James Paxton gives up 12 hits and nine runs in Dodgers' blowout loss to Giants


The “opener” in what was supposed to be a “bullpen game” for the San Francisco Giants outlasted the Dodgers’ starter, which should provide a hint at how things went for the visiting team on a sun-splashed Sunday afternoon at Oracle Park.

Dodgers left-hander James Paxton was pummeled for nine earned runs and 12 hits in four innings of an eventual 10-4 loss to the Giants, failing to give his team a chance to win or provide much-needed length after eight relievers combined to throw eight innings in Saturday’s 14-7, 11-inning victory.

Meanwhile, reliever Spencer Bivens, a 30-year-old rookie who was expected to go two, maybe two-plus innings for the Giants, threw five one-run, four-hit innings with three strikeouts, the right-hander punctuating his 60-pitch outing with a full windup and violent fist pump after he struck out Shohei Ohtani with an 82-mph sweeper to end the fifth.

Paxton, who gave up only two earned runs and seven hits in 18 innings of his previous three starts, was tagged for a run and two hits in the first inning, two runs and four hits in the second, a run and two hits in the third and five runs and four hits in the fourth.

But the Dodgers’ bullpen didn’t even begin to stir until Patrick Bailey lined a two-run double to left for a 7-0 lead in the fourth. Only when Matt Chapman followed with a two-run homer to left for a 9-0 lead did right-hander Michael Petersen begin to warm up.

Paxton struck out Luis Matos and got David Villar to ground out shortstop to end the fourth, pushing his pitch-count at 89, but manager Dave Roberts wouldn’t let the veteran go any longer.

Petersen replaced Paxton to start the fifth and threw two scoreless one-hit innings, right-hander Yohan Ramirez added a scoreless seventh, and Austin Barnes hit a two-run double in the top of the ninth.

About the only other bright spot for the Dodgers was Chris Taylor, who hit a solo homer to center field off Bivens in the fifth and an RBI double to right-center off Landen Roupp in the seventh.

Taylor started at third base, a position the veteran utility man will be playing more of in the coming days, Roberts said.

Third base has been a problem spot since Max Muncy suffered a rib-cage strain on May 15, the slugger’s replacements — mostly Cavan Biggio and Kiké Hernández — batting .156 (21 for 135) with 40 strikeouts in 39 games since Muncy went on the injured list.

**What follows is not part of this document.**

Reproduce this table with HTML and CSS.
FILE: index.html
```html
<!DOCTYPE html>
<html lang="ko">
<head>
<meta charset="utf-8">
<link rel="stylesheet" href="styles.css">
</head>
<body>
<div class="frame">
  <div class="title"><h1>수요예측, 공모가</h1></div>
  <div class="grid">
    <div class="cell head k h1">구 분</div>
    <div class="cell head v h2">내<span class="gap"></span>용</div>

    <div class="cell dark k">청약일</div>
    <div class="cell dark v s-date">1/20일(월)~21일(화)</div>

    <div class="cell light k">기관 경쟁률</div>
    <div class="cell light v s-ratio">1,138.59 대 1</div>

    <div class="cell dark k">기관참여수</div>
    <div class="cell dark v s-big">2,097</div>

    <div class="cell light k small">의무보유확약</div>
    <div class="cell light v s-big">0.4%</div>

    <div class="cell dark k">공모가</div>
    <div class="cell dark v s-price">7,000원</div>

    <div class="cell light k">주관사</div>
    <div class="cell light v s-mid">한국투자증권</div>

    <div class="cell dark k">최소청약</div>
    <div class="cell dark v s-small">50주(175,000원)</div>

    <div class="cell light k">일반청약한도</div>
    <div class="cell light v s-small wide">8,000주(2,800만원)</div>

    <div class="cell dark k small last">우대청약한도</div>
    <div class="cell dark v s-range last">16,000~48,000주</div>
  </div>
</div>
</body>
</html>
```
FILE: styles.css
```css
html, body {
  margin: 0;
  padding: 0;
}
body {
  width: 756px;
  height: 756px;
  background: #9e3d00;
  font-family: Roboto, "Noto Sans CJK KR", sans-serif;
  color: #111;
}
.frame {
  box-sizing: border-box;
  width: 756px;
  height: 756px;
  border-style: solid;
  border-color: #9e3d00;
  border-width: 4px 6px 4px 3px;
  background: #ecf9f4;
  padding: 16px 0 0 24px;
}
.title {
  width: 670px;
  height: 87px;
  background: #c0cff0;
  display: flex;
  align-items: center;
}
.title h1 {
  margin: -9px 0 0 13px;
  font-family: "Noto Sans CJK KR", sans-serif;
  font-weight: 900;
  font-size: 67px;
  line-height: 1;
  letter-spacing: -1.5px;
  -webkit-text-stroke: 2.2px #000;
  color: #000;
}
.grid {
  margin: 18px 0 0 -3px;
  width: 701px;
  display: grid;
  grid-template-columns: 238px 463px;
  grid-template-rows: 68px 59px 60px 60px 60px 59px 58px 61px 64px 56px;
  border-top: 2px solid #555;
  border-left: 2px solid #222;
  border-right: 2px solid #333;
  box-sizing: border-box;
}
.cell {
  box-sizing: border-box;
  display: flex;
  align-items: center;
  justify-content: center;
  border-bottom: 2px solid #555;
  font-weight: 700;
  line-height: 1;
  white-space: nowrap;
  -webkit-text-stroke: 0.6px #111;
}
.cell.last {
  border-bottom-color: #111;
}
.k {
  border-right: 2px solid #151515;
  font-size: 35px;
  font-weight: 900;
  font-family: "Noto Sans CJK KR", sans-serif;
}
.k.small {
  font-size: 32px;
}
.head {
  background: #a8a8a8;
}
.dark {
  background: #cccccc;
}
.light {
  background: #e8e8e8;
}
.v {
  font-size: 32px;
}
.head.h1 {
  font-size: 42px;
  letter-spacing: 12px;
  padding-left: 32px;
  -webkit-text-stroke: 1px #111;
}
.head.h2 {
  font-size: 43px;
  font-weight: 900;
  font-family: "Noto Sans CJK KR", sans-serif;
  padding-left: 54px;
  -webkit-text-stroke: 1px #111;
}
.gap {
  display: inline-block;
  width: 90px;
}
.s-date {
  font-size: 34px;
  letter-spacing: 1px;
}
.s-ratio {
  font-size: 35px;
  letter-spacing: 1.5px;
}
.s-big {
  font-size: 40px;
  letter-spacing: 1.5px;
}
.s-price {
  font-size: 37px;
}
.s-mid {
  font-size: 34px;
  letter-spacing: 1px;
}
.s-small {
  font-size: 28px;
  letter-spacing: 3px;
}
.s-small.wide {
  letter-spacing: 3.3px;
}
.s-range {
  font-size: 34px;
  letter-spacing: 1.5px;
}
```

Taylor was one of baseball’s worst hitters for the first two months of the season, batting .095 (eight for 84) with a .305 OPS, one extra-base hit, eight RBIs, 38 strikeouts and nine walks in 36 games through June 6.

But Taylor hit .318 (seven for 22) with a .921 OPS, one homer and a triple over his next nine games and had two hits and a walk in four at-bats Sunday to bump his season average to .154 and his OPS to .511.

“I think with Chris, I see better at-bats,” Roberts said. “I think his swing has leveled out more. It’s more conducive to line drives. He’s not under fastballs as much as he used to be. The swing-and-miss is down. So for me, he’s earning more opportunities, and I’m going to give him more runway at third base.”

What does “runway” mean to Roberts?

“I don’t know what that means,” Roberts said, “but he’s going to play more than he has in the last few weeks.”

Paxton’s start looked more like a crash-landing. He minimized damage after the Giants loaded the bases with no outs in the first on a Jorge Soler double, Austin Slater walk and a Heliot Ramos single, the Giants scoring only once on Chapman’s sacrifice fly.

Paxton gave up two more runs and four hits in the second, an inning that would have been even worse had the Giants not run into an out. Villar led off with a single to shallow right. Nick Ahmed singled to left, and Tyler Fitzgerald flared a hit to right.

San Francisco third base coach Matt Williams waved Villar home, but Villar, who would have scored easily, stopped at third. Ahmed raced around second, thinking Villar would score, and was thrown out at second by cut-off man Freddie Freeman.

Soler lined an RBI double over the head of center fielder Andy Pages, who froze on the ball before breaking back, for a 2-0 lead, and Slater’s sacrifice fly to right made it 3-0.

The Giants pushed the lead to 4-0 in the third when Matos doubled to left-center and took third when Pages fumbled the ball at the wall for an error and Villar lined an RBI double down the right-field line. Bailey and Chapman then capped the five-run fifth with their two-run hits.